# REQUIRED WORK
Write the data out again exactly, dropping any images it holds.

[Pages as source code]
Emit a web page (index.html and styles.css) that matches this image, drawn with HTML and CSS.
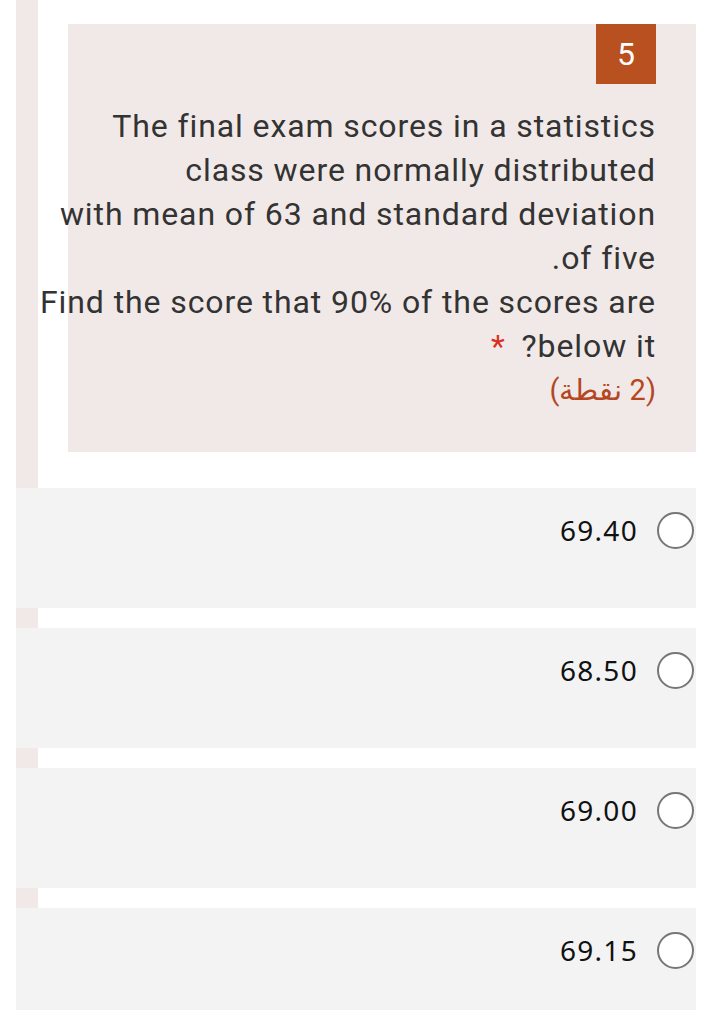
FILE: index.html
```html
<!DOCTYPE html>
<html lang="en">
<head>
<meta charset="utf-8">
<title>Question 5</title>
<link rel="stylesheet" href="styles.css">
</head>
<body>
<div class="page">
  <section class="question">
    <div class="card">
      <div class="badge-row"><div class="badge">5</div></div>
      <div class="qtext">
        <div>The final exam scores in a statistics</div>
        <div>class were normally distributed</div>
        <div>with mean of 63 and standard deviation</div>
        <div>of five.</div>
        <div>Find the score that 90% of the scores are</div>
        <div>below it?<span class="req">*</span></div>
        <div class="points">(2 نقطة)</div>
      </div>
    </div>
  </section>
  <div class="options">
    <label class="option"><span class="val">69.40</span><span class="radio"></span></label>
    <label class="option"><span class="val">68.50</span><span class="radio"></span></label>
    <label class="option"><span class="val">69.00</span><span class="radio"></span></label>
    <label class="option"><span class="val">69.15</span><span class="radio"></span></label>
  </div>
</div>
</body>
</html>
```
FILE: styles.css
```css
html, body {
  margin: 0;
  padding: 0;
  background: #ffffff;
}
body {
  font-family: Roboto, "Noto Sans", sans-serif;
  color: #333333;
}
.page {
  margin: 0 24px 0 16px;
  background: linear-gradient(to right, #f1e9e7 22px, transparent 22px);
}
.question {
  padding: 24px 0 36px 52px;
}
.card {
  background: #f1e9e7;
  padding: 0 40px 40px 0;
}
.badge-row {
  display: flex;
  justify-content: flex-end;
}
.badge {
  width: 60px;
  height: 60px;
  background: #b9501f;
  color: #ffffff;
  font-size: 32px;
  display: flex;
  align-items: center;
  justify-content: center;
}
.qtext {
  direction: rtl;
  margin-top: 20px;
  font-size: 32px;
  letter-spacing: 0.9px;
  line-height: 44px;
  white-space: nowrap;
}
.req {
  color: #d93025;
  margin-right: 16px;
}
.points {
  color: #b5461f;
  font-size: 29px;
  letter-spacing: 0.5px;
}
.options {
  display: flex;
  flex-direction: column;
  gap: 20px;
}
.option {
  height: 120px;
  box-sizing: border-box;
  background: #f3f3f3;
  display: flex;
  justify-content: flex-end;
  align-items: center;
  padding: 0 2px 36px 0;
  gap: 19px;
  color: #111111;
}
.val {
  font-family: "Noto Sans", sans-serif;
  font-size: 28px;
  letter-spacing: 1.3px;
  line-height: 44px;
}
.radio {
  width: 33px;
  height: 33px;
  border: 2px solid #767676;
  border-radius: 50%;
  background: #ffffff;
}
```
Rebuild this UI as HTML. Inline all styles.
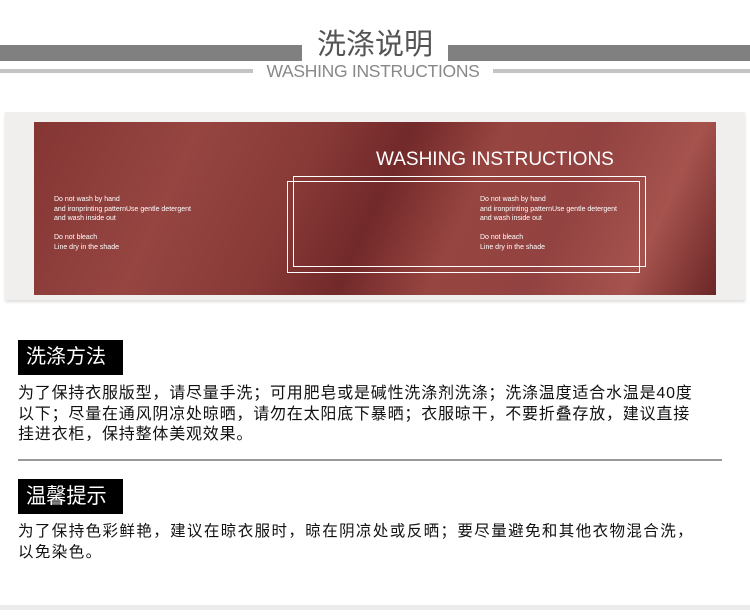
<!DOCTYPE html>
<html><head><meta charset="utf-8"><style>
*{margin:0;padding:0;box-sizing:border-box}
body{width:750px;height:616px;background:#fff;position:relative;overflow:hidden;font-family:"Liberation Sans","Noto Sans CJK SC",sans-serif}
.a{position:absolute}
.t{color:#fff;font-size:7px;line-height:9.5px;white-space:nowrap}
.lab{background:#000;color:#fff;font-size:20px;line-height:35px;padding-left:8px;white-space:nowrap}
.p{color:#111;font-size:16px;line-height:20.5px;white-space:nowrap;letter-spacing:0.8px}
</style></head><body>
<div class="a" style="left:0;top:45px;width:302px;height:16px;background:#808080"></div>
<div class="a" style="left:448px;top:45px;width:302px;height:16px;background:#808080"></div>
<div class="a" style="left:0;top:69px;width:253px;height:4px;background:#c4c4c4"></div>
<div class="a" style="left:493px;top:69px;width:257px;height:4px;background:#c4c4c4"></div>
<div class="a" style="left:305px;top:27px;width:140px;text-align:center;font-size:29px;line-height:36px;color:#555">洗涤说明</div>
<div class="a" style="left:253px;top:62px;width:240px;text-align:center;font-size:17.5px;line-height:19px;color:#888;letter-spacing:-0.3px">WASHING INSTRUCTIONS</div>

<div class="a" style="left:5px;top:112px;width:740px;height:188px;background:#f1eeee;box-shadow:0 2px 3px #ddd"></div>
<div class="a" style="left:34px;top:122px;width:682px;height:173px;background:linear-gradient(115deg,#843634 0%,#964541 22%,#883a37 38%,#72292a 50%,#974540 62%,#924240 75%,#a6534e 88%,#6a2626 100%)"></div>
<div class="a" style="left:287px;top:181px;width:353px;height:92px;border:1.5px solid #fff"></div>
<div class="a" style="left:293px;top:176px;width:353px;height:91px;border:1.5px solid #fff"></div>
<div class="a" style="left:376px;top:149px;color:#fff;font-size:19px;line-height:22px">WASHING INSTRUCTIONS</div>
<div class="a t" style="left:54px;top:195px">Do not wash by hand<br>and ironprinting patternUse gentle detergent<br>and wash inside out<br><br>Do not bleach<br>Line dry in the shade</div>
<div class="a t" style="left:480px;top:195px">Do not wash by hand<br>and ironprinting patternUse gentle detergent<br>and wash inside out<br><br>Do not bleach<br>Line dry in the shade</div>

<div class="a lab" style="left:18px;top:340px;width:105px">洗涤方法</div>
<div class="a p" style="left:18px;top:384px">为了保持衣服版型，请尽量手洗；可用肥皂或是碱性洗涤剂洗涤；洗涤温度适合水温是40度<br>以下；尽量在通风阴凉处晾晒，请勿在太阳底下暴晒；衣服晾干，不要折叠存放，建议直接<br>挂进衣柜，保持整体美观效果。</div>
<div class="a" style="left:18px;top:459px;width:704px;height:2px;background:#999"></div>

<div class="a" style="left:18px;top:479px;width:105px;height:35px;background:#000"></div>
<div class="a" style="left:26px;top:479px;color:#fff;font-size:21px;line-height:35px;white-space:nowrap;transform:scaleX(.96);transform-origin:0 0">温馨提示</div>
<div class="a p" style="left:18px;top:522px;font-size:15.5px;letter-spacing:1.4px">为了保持色彩鲜艳，建议在晾衣服时，晾在阴凉处或反晒；要尽量避免和其他衣物混合洗，<br>以免染色。</div>
<div class="a" style="left:0;top:605px;width:750px;height:5px;background:#ececec"></div>
</body></html>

# RESPONSE TO THIS EXERCISE
Emit a web page (index.html and styles.css) that matches this image, drawn with HTML and CSS.
FILE: index.html
```html
<!DOCTYPE html>
<html lang="en">
<head>
<meta charset="utf-8">
<title>Question 5</title>
<link rel="stylesheet" href="styles.css">
</head>
<body>
<div class="page">
  <section class="question">
    <div class="card">
      <div class="badge-row"><div class="badge">5</div></div>
      <div class="qtext">
        <div>The final exam scores in a statistics</div>
        <div>class were normally distributed</div>
        <div>with mean of 63 and standard deviation</div>
        <div>of five.</div>
        <div>Find the score that 90% of the scores are</div>
        <div>below it?<span class="req">*</span></div>
        <div class="points">(2 نقطة)</div>
      </div>
    </div>
  </section>
  <div class="options">
    <label class="option"><span class="val">69.40</span><span class="radio"></span></label>
    <label class="option"><span class="val">68.50</span><span class="radio"></span></label>
    <label class="option"><span class="val">69.00</span><span class="radio"></span></label>
    <label class="option"><span class="val">69.15</span><span class="radio"></span></label>
  </div>
</div>
</body>
</html>
```
FILE: styles.css
```css
html, body {
  margin: 0;
  padding: 0;
  background: #ffffff;
}
body {
  font-family: Roboto, "Noto Sans", sans-serif;
  color: #333333;
}
.page {
  margin: 0 24px 0 16px;
  background: linear-gradient(to right, #f1e9e7 22px, transparent 22px);
}
.question {
  padding: 24px 0 36px 52px;
}
.card {
  background: #f1e9e7;
  padding: 0 40px 40px 0;
}
.badge-row {
  display: flex;
  justify-content: flex-end;
}
.badge {
  width: 60px;
  height: 60px;
  background: #b9501f;
  color: #ffffff;
  font-size: 32px;
  display: flex;
  align-items: center;
  justify-content: center;
}
.qtext {
  direction: rtl;
  margin-top: 20px;
  font-size: 32px;
  letter-spacing: 0.9px;
  line-height: 44px;
  white-space: nowrap;
}
.req {
  color: #d93025;
  margin-right: 16px;
}
.points {
  color: #b5461f;
  font-size: 29px;
  letter-spacing: 0.5px;
}
.options {
  display: flex;
  flex-direction: column;
  gap: 20px;
}
.option {
  height: 120px;
  box-sizing: border-box;
  background: #f3f3f3;
  display: flex;
  justify-content: flex-end;
  align-items: center;
  padding: 0 2px 36px 0;
  gap: 19px;
  color: #111111;
}
.val {
  font-family: "Noto Sans", sans-serif;
  font-size: 28px;
  letter-spacing: 1.3px;
  line-height: 44px;
}
.radio {
  width: 33px;
  height: 33px;
  border: 2px solid #767676;
  border-radius: 50%;
  background: #ffffff;
}
```
Rebuild this UI as HTML. Inline all styles.
<!DOCTYPE html>
<html><head><meta charset="utf-8"><style>
*{margin:0;padding:0;box-sizing:border-box}
body{width:750px;height:616px;background:#fff;position:relative;overflow:hidden;font-family:"Liberation Sans","Noto Sans CJK SC",sans-serif}
.a{position:absolute}
.t{color:#fff;font-size:7px;line-height:9.5px;white-space:nowrap}
.lab{background:#000;color:#fff;font-size:20px;line-height:35px;padding-left:8px;white-space:nowrap}
.p{color:#111;font-size:16px;line-height:20.5px;white-space:nowrap;letter-spacing:0.8px}
</style></head><body>
<div class="a" style="left:0;top:45px;width:302px;height:16px;background:#808080"></div>
<div class="a" style="left:448px;top:45px;width:302px;height:16px;background:#808080"></div>
<div class="a" style="left:0;top:69px;width:253px;height:4px;background:#c4c4c4"></div>
<div class="a" style="left:493px;top:69px;width:257px;height:4px;background:#c4c4c4"></div>
<div class="a" style="left:305px;top:27px;width:140px;text-align:center;font-size:29px;line-height:36px;color:#555">洗涤说明</div>
<div class="a" style="left:253px;top:62px;width:240px;text-align:center;font-size:17.5px;line-height:19px;color:#888;letter-spacing:-0.3px">WASHING INSTRUCTIONS</div>

<div class="a" style="left:5px;top:112px;width:740px;height:188px;background:#f1eeee;box-shadow:0 2px 3px #ddd"></div>
<div class="a" style="left:34px;top:122px;width:682px;height:173px;background:linear-gradient(115deg,#843634 0%,#964541 22%,#883a37 38%,#72292a 50%,#974540 62%,#924240 75%,#a6534e 88%,#6a2626 100%)"></div>
<div class="a" style="left:287px;top:181px;width:353px;height:92px;border:1.5px solid #fff"></div>
<div class="a" style="left:293px;top:176px;width:353px;height:91px;border:1.5px solid #fff"></div>
<div class="a" style="left:376px;top:149px;color:#fff;font-size:19px;line-height:22px">WASHING INSTRUCTIONS</div>
<div class="a t" style="left:54px;top:195px">Do not wash by hand<br>and ironprinting patternUse gentle detergent<br>and wash inside out<br><br>Do not bleach<br>Line dry in the shade</div>
<div class="a t" style="left:480px;top:195px">Do not wash by hand<br>and ironprinting patternUse gentle detergent<br>and wash inside out<br><br>Do not bleach<br>Line dry in the shade</div>

<div class="a lab" style="left:18px;top:340px;width:105px">洗涤方法</div>
<div class="a p" style="left:18px;top:384px">为了保持衣服版型，请尽量手洗；可用肥皂或是碱性洗涤剂洗涤；洗涤温度适合水温是40度<br>以下；尽量在通风阴凉处晾晒，请勿在太阳底下暴晒；衣服晾干，不要折叠存放，建议直接<br>挂进衣柜，保持整体美观效果。</div>
<div class="a" style="left:18px;top:459px;width:704px;height:2px;background:#999"></div>

<div class="a" style="left:18px;top:479px;width:105px;height:35px;background:#000"></div>
<div class="a" style="left:26px;top:479px;color:#fff;font-size:21px;line-height:35px;white-space:nowrap;transform:scaleX(.96);transform-origin:0 0">温馨提示</div>
<div class="a p" style="left:18px;top:522px;font-size:15.5px;letter-spacing:1.4px">为了保持色彩鲜艳，建议在晾衣服时，晾在阴凉处或反晒；要尽量避免和其他衣物混合洗，<br>以免染色。</div>
<div class="a" style="left:0;top:605px;width:750px;height:5px;background:#ececec"></div>
</body></html>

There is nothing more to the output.